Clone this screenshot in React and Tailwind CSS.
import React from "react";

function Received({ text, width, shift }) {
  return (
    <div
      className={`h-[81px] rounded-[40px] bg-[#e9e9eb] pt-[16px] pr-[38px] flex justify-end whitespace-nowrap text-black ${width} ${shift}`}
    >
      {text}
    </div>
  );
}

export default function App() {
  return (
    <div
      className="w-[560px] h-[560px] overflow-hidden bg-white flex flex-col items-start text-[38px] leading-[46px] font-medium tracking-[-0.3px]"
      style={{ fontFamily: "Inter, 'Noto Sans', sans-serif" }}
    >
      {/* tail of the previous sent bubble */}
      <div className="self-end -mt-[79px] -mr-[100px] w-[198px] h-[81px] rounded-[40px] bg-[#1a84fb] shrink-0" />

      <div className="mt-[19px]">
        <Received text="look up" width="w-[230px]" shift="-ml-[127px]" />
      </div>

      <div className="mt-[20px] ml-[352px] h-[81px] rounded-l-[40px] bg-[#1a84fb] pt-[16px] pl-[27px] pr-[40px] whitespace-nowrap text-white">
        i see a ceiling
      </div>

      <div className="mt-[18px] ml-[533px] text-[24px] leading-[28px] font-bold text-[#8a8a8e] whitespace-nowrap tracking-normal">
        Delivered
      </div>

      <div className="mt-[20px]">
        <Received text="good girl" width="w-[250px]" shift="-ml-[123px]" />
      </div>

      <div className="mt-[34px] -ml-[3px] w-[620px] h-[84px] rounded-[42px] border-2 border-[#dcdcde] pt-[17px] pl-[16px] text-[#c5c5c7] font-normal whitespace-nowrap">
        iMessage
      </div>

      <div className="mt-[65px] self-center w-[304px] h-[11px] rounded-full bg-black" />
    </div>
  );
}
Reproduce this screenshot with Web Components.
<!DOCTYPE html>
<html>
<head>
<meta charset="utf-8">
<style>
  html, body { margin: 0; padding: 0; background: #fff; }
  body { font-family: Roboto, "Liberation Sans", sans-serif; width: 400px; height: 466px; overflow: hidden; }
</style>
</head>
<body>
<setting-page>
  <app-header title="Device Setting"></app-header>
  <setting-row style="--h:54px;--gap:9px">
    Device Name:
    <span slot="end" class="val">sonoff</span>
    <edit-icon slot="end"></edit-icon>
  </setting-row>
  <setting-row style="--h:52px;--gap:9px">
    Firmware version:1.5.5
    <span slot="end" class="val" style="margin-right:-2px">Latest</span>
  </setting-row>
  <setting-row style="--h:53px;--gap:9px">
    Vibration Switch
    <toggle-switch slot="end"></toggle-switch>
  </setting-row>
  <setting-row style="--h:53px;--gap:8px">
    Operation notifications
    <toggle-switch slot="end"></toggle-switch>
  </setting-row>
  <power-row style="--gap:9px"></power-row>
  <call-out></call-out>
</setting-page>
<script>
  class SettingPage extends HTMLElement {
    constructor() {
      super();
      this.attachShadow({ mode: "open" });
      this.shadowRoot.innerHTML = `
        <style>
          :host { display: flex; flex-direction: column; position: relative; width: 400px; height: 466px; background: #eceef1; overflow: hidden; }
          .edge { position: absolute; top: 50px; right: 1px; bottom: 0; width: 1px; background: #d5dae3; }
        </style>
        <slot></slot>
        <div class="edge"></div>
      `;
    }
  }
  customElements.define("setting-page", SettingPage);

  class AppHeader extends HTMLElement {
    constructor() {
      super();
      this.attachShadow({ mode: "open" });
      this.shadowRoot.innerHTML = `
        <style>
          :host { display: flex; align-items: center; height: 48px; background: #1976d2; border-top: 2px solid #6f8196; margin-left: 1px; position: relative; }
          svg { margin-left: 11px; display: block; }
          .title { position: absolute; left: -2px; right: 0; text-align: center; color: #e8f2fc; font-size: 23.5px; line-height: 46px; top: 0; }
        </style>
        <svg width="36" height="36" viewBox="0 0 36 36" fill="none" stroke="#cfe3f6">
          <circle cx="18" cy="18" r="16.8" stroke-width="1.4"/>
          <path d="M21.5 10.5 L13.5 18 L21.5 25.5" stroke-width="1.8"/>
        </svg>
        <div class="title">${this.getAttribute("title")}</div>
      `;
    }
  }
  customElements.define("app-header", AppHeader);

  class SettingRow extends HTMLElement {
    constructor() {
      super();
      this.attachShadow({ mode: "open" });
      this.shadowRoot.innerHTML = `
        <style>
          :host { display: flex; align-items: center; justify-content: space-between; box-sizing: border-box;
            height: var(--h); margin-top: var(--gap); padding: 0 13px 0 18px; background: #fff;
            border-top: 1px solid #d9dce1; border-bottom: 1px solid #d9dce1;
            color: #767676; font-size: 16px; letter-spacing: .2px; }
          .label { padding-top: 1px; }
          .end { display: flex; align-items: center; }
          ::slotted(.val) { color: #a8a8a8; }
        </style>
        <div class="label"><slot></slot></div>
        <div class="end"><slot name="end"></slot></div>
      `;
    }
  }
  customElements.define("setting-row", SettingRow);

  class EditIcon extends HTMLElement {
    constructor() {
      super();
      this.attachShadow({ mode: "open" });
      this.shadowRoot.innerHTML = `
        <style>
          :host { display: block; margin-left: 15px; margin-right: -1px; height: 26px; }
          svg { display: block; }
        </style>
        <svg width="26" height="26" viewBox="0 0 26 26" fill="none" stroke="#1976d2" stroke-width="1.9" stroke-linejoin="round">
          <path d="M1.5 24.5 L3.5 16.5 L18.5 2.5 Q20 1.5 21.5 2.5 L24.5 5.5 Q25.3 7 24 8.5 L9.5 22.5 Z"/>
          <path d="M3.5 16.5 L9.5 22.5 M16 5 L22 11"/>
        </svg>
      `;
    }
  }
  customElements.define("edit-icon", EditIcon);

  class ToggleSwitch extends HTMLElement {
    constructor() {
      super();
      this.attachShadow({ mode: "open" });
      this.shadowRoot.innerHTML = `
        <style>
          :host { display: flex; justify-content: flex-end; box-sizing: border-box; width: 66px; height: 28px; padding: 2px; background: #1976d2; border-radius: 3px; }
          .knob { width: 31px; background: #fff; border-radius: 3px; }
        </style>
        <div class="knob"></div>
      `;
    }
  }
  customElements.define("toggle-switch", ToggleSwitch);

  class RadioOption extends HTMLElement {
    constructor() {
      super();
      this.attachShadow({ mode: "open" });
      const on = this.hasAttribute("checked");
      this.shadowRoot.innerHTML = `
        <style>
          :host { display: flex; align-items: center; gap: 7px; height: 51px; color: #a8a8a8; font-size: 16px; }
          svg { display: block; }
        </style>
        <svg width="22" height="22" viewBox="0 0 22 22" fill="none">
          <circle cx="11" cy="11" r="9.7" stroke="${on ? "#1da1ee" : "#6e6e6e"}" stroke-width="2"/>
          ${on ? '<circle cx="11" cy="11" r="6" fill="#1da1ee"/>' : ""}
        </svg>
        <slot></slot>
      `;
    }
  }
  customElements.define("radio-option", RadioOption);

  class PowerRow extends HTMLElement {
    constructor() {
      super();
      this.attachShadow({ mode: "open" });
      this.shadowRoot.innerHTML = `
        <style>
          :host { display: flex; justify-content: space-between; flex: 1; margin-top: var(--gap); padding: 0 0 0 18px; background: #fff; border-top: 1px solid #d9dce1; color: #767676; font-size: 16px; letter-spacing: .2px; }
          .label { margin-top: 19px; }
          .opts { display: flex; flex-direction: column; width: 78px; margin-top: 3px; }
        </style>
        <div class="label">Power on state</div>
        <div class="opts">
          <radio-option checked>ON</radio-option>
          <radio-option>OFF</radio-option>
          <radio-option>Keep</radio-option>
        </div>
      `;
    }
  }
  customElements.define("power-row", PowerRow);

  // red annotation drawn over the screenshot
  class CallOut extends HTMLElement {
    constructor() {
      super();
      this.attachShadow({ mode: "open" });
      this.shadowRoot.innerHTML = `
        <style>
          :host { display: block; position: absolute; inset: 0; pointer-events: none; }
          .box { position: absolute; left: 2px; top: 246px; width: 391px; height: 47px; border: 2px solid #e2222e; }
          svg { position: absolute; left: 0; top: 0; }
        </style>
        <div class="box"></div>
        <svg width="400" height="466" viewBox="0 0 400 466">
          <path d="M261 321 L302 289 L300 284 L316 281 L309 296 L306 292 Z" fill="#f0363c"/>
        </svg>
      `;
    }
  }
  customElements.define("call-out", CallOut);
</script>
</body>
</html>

▸ WORK TO BE COMPLETED:
From the top of the listing above, restate each line word for word up to and including the line with "-mt-[79px] -mr-[100px] w-[198px]"; add nothing else.

▸ ANSWER TO THIS PROBLEM:
Clone this screenshot in React and Tailwind CSS.
import React from "react";

function Received({ text, width, shift }) {
  return (
    <div
      className={`h-[81px] rounded-[40px] bg-[#e9e9eb] pt-[16px] pr-[38px] flex justify-end whitespace-nowrap text-black ${width} ${shift}`}
    >
      {text}
    </div>
  );
}

export default function App() {
  return (
    <div
      className="w-[560px] h-[560px] overflow-hidden bg-white flex flex-col items-start text-[38px] leading-[46px] font-medium tracking-[-0.3px]"
      style={{ fontFamily: "Inter, 'Noto Sans', sans-serif" }}
    >
      {/* tail of the previous sent bubble */}
      <div className="self-end -mt-[79px] -mr-[100px] w-[198px] h-[81px] rounded-[40px] bg-[#1a84fb] shrink-0" />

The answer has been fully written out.